**Exercise directions:** Please work out how many lines in the material contain "styled" and give only that figure.
_____
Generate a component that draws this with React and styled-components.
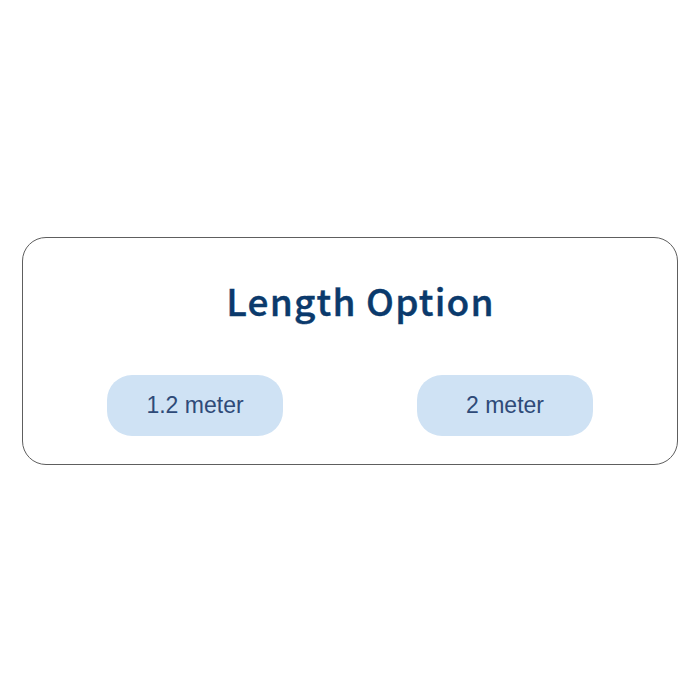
import React from "react";
import styled, { createGlobalStyle } from "styled-components";

const Global = createGlobalStyle`
  html, body { margin: 0; padding: 0; background: #ffffff; }
  body { font-family: "Liberation Sans", Arial, sans-serif; }
`;

const Page = styled.div`
  width: 700px;
  height: 700px;
  box-sizing: border-box;
  padding: 237px 22px 0 22px;
`;

const Card = styled.section`
  box-sizing: border-box;
  width: 656px;
  height: 228px;
  border: 1px solid #5e5e5e;
  border-radius: 24px;
  background: #ffffff;
  display: flex;
  flex-direction: column;
  align-items: center;
  padding-top: 38px;
`;

const Title = styled.h2`
  margin: 0 0 0 21px;
  font-family: "Noto Sans CJK SC", "Noto Sans", sans-serif;
  font-weight: 500;
  font-size: 37px;
  line-height: 48px;
  letter-spacing: 1.2px;
  color: #0b3a6c;
  -webkit-text-stroke: 0.4px #0b3a6c;
`;

const Options = styled.div`
  align-self: stretch;
  display: flex;
  justify-content: space-between;
  padding: 0 84px;
  margin-top: 51px;
`;

const Option = styled.button`
  width: 176px;
  height: 61px;
  border: none;
  border-radius: 25px;
  background: #cfe2f4;
  color: #2e4a78;
  font-family: "Liberation Sans", Arial, sans-serif;
  font-size: 23px;
  padding: 0;
  cursor: pointer;
`;

export default function App() {
  return (
    <>
      <Global />
      <Page>
        <Card>
          <Title>Length Option</Title>
          <Options>
            <Option>1.2 meter</Option>
            <Option>2 meter</Option>
          </Options>
        </Card>
      </Page>
    </>
  );
}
_____
**Task solution:** 7